* _Extracted entries_:
— begin —

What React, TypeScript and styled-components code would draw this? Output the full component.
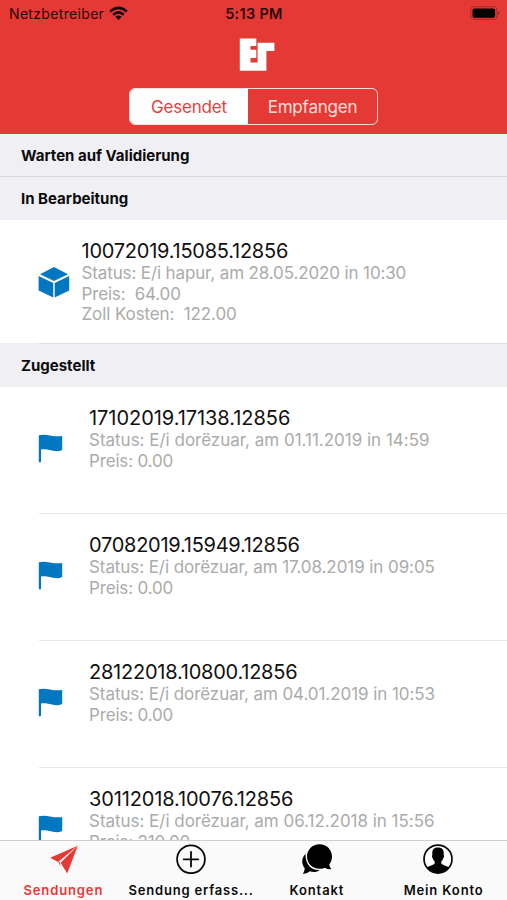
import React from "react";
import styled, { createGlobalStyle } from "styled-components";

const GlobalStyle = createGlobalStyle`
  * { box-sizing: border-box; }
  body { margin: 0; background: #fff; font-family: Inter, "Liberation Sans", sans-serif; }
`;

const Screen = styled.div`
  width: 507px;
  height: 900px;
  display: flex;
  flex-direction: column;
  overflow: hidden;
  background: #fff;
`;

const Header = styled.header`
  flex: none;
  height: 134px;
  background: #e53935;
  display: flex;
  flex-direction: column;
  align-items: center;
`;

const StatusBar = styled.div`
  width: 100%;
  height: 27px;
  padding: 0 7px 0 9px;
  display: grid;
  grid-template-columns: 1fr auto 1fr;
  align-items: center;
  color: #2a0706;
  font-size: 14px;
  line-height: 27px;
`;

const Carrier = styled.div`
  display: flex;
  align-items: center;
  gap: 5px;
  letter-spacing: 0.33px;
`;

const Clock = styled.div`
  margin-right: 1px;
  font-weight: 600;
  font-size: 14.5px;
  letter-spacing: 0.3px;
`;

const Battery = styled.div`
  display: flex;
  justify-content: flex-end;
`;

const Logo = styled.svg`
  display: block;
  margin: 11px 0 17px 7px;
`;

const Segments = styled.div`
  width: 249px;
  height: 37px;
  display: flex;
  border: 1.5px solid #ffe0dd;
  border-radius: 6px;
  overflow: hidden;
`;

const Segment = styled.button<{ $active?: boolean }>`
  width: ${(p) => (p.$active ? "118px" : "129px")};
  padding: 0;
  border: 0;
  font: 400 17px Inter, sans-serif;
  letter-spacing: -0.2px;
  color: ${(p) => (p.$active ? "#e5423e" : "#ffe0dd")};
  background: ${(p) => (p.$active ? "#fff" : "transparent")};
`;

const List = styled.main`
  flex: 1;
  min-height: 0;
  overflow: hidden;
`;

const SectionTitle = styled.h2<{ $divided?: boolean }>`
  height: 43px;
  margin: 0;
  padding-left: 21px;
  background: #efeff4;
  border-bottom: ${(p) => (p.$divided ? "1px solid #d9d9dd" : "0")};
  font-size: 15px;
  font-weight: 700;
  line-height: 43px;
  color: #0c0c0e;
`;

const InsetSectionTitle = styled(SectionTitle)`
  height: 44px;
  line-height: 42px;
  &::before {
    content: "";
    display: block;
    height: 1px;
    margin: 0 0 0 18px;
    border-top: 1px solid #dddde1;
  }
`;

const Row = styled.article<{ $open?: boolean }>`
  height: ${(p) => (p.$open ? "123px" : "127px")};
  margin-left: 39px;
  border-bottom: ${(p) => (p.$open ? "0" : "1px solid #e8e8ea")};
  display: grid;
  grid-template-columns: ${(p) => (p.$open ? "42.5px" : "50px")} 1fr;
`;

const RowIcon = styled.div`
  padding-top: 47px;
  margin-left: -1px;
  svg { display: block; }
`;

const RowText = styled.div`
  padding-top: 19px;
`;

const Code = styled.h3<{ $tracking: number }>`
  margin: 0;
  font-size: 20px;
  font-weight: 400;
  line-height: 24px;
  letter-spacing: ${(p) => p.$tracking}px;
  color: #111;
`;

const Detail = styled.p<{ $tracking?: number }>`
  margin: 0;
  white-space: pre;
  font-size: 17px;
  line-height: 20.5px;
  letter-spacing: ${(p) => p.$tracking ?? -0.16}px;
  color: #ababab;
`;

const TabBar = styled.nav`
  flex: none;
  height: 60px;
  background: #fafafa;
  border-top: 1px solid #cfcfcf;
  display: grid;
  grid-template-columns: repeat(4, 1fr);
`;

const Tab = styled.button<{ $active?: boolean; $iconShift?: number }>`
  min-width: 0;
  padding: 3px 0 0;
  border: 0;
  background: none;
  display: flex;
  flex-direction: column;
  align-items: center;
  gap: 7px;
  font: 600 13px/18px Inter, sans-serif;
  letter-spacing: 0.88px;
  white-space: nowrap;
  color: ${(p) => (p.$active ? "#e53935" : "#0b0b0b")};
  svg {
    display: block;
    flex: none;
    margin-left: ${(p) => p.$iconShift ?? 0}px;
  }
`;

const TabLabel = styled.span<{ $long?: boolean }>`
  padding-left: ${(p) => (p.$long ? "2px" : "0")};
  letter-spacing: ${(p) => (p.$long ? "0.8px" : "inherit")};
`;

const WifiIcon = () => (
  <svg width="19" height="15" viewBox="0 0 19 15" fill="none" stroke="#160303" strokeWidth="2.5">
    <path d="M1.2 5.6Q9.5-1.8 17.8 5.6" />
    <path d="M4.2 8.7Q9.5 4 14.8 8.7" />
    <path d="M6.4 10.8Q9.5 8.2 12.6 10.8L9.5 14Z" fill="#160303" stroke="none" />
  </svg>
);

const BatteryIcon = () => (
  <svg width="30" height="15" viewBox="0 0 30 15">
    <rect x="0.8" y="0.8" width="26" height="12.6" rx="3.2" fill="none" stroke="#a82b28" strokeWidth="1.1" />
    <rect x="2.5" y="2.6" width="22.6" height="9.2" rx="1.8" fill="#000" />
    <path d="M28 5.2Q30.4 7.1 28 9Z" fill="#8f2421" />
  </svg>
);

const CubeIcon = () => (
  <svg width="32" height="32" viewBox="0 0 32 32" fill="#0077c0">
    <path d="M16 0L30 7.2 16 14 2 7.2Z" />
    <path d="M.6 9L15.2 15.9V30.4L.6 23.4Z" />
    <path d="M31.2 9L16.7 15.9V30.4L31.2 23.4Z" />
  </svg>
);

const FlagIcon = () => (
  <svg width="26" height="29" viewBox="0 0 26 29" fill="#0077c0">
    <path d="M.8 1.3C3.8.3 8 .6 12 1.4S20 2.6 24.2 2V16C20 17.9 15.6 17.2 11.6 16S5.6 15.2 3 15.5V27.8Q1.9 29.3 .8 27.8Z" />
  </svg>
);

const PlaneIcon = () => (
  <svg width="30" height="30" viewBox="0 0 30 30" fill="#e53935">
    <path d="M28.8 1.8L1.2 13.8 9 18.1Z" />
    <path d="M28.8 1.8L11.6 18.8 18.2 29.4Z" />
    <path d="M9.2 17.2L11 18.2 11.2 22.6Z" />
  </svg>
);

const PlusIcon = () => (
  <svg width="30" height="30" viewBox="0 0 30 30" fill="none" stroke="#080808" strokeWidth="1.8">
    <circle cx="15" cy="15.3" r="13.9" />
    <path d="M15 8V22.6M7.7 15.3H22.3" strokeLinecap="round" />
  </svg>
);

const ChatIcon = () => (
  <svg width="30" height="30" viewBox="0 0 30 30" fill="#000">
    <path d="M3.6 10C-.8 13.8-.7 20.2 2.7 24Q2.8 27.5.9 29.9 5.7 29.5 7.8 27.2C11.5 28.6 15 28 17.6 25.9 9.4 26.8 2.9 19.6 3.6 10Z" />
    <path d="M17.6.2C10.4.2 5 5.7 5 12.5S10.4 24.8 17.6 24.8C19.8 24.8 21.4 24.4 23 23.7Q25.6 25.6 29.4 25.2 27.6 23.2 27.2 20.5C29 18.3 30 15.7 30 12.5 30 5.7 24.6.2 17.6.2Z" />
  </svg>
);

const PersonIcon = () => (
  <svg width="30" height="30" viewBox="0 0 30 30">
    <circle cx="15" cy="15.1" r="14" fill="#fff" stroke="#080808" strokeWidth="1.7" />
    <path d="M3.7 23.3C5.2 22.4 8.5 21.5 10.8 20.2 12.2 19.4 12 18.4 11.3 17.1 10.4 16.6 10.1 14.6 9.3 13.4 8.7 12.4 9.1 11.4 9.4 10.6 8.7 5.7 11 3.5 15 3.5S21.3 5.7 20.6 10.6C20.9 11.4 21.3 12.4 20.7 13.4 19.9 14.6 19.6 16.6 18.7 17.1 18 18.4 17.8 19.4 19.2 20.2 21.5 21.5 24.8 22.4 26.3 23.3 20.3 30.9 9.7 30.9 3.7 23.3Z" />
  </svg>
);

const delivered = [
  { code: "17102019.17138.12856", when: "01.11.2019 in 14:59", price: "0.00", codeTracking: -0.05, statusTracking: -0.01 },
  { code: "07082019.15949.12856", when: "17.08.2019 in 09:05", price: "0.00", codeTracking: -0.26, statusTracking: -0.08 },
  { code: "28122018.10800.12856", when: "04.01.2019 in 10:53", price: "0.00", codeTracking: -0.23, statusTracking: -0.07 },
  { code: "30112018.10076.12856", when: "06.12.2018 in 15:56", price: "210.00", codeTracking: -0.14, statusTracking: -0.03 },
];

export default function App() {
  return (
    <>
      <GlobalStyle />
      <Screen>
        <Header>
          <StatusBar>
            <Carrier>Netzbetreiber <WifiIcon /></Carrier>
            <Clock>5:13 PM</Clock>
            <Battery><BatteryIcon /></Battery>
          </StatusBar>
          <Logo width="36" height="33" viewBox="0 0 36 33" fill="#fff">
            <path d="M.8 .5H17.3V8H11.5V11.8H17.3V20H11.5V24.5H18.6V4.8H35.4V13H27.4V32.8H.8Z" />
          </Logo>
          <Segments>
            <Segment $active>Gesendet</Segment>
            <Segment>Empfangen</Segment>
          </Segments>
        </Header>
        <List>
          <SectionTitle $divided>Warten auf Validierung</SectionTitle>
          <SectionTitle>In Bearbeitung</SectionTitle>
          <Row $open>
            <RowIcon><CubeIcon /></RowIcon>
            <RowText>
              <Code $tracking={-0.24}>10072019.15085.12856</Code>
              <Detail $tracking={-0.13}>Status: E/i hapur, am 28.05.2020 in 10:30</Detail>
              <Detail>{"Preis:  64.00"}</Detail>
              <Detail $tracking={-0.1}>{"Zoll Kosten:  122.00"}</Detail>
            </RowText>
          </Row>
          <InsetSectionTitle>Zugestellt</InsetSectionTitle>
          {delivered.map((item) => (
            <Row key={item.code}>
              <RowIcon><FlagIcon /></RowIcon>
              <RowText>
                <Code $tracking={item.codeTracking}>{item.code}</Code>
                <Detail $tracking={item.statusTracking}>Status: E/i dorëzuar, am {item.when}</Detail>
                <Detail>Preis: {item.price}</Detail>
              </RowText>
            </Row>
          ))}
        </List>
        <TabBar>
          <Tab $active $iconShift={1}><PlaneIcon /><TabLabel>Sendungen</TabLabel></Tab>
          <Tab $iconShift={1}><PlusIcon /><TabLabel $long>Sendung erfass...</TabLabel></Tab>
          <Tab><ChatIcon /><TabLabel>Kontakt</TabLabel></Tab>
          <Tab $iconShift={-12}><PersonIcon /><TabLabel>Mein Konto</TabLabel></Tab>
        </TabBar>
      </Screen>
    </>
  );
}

— end —
— begin —

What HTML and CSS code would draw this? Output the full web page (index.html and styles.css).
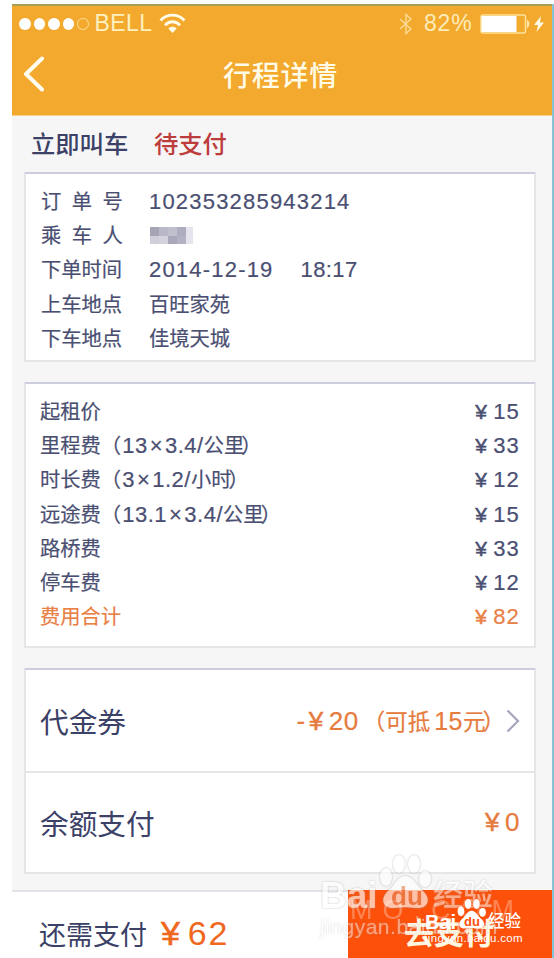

— end —

* _Required work_: Copy every line that includes the string "draw" from the material above.

* _Finished answer_:
What React, TypeScript and styled-components code would draw this? Output the full component.
What HTML and CSS code would draw this? Output the full web page (index.html and styles.css).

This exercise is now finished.